- Given material:
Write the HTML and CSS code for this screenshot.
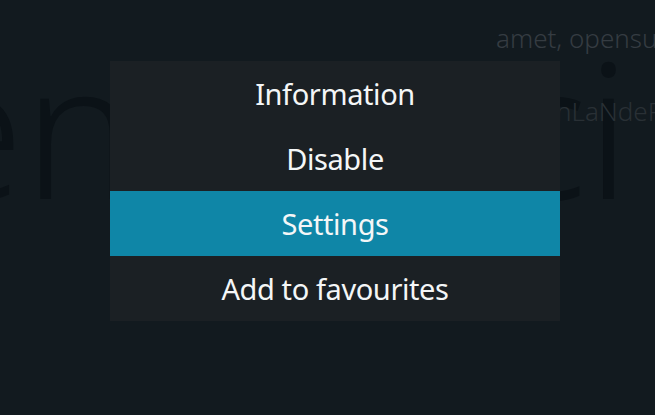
FILE: index.html
```html
<!DOCTYPE html>
<html lang="en">
<head>
  <meta charset="UTF-8" />
  <meta name="viewport" content="width=device-width, initial-scale=1.0"/>
  <title>Add-on</title>
  <link rel="stylesheet" href="styles.css">
</head>
<body>
  <!-- dimmed add-on info page behind the context menu -->
  <div class="backdrop">
    <div class="big-word big-left">en</div>
    <div class="big-word big-right">ci</div>
    <div class="blurb blurb-top">amet, opensuse</div>
    <div class="blurb blurb-mid">nLaNdePro</div>
  </div>

  <!-- context menu -->
  <div class="overlay">
    <ul class="menu">
      <li class="menu-item">Information</li>
      <li class="menu-item">Disable</li>
      <li class="menu-item focused">Settings</li>
      <li class="menu-item">Add to favourites</li>
    </ul>
  </div>
</body>
</html>
```

FILE: styles.css
```css
/* Estuary-like dark skin */
html, body { height: 100%; }
body {
  margin: 0;
  overflow: hidden;
  background: #121a1f;
  font-family: "Noto Sans", "Open Sans", sans-serif;
  color: #fff;
}

.backdrop { position: absolute; inset: 0; overflow: hidden; }
.big-word {
  position: absolute;
  font-size: 188px;
  font-weight: 300;
  line-height: 1;
  color: #0b1217;
}
.big-left { left: -80px; top: 32px; }
.big-right { left: 497px; top: 32px; }
.blurb {
  position: absolute;
  font-size: 26px;
  font-weight: 300;
  white-space: nowrap;
}
.blurb-top { left: 496px; top: 20px; color: #353c42; }
.blurb-mid { left: 556px; top: 93px; color: #293035; }

.overlay {
  position: absolute;
  inset: 0;
  padding: 61px 0 0 110px;
}
.menu {
  list-style: none;
  margin: 0;
  padding: 0;
  width: 450px;
  background: #1b2024;
}
.menu-item {
  height: 65px;
  line-height: 65px;
  text-align: center;
  font-size: 29px;
  letter-spacing: -0.4px;
  color: #f4f6f7;
}
.menu-item.focused { background: #0f86a7; }
```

- Exercise task: Reproduce the full listing faithfully, but do not carry over any pictures.

- Result below:
Write the HTML and CSS code for this screenshot.
FILE: index.html
```html
<!DOCTYPE html>
<html lang="en">
<head>
  <meta charset="UTF-8" />
  <meta name="viewport" content="width=device-width, initial-scale=1.0"/>
  <title>Add-on</title>
  <link rel="stylesheet" href="styles.css">
</head>
<body>
  <!-- dimmed add-on info page behind the context menu -->
  <div class="backdrop">
    <div class="big-word big-left">en</div>
    <div class="big-word big-right">ci</div>
    <div class="blurb blurb-top">amet, opensuse</div>
    <div class="blurb blurb-mid">nLaNdePro</div>
  </div>

  <!-- context menu -->
  <div class="overlay">
    <ul class="menu">
      <li class="menu-item">Information</li>
      <li class="menu-item">Disable</li>
      <li class="menu-item focused">Settings</li>
      <li class="menu-item">Add to favourites</li>
    </ul>
  </div>
</body>
</html>
```

FILE: styles.css
```css
/* Estuary-like dark skin */
html, body { height: 100%; }
body {
  margin: 0;
  overflow: hidden;
  background: #121a1f;
  font-family: "Noto Sans", "Open Sans", sans-serif;
  color: #fff;
}

.backdrop { position: absolute; inset: 0; overflow: hidden; }
.big-word {
  position: absolute;
  font-size: 188px;
  font-weight: 300;
  line-height: 1;
  color: #0b1217;
}
.big-left { left: -80px; top: 32px; }
.big-right { left: 497px; top: 32px; }
.blurb {
  position: absolute;
  font-size: 26px;
  font-weight: 300;
  white-space: nowrap;
}
.blurb-top { left: 496px; top: 20px; color: #353c42; }
.blurb-mid { left: 556px; top: 93px; color: #293035; }

.overlay {
  position: absolute;
  inset: 0;
  padding: 61px 0 0 110px;
}
.menu {
  list-style: none;
  margin: 0;
  padding: 0;
  width: 450px;
  background: #1b2024;
}
.menu-item {
  height: 65px;
  line-height: 65px;
  text-align: center;
  font-size: 29px;
  letter-spacing: -0.4px;
  color: #f4f6f7;
}
.menu-item.focused { background: #0f86a7; }
```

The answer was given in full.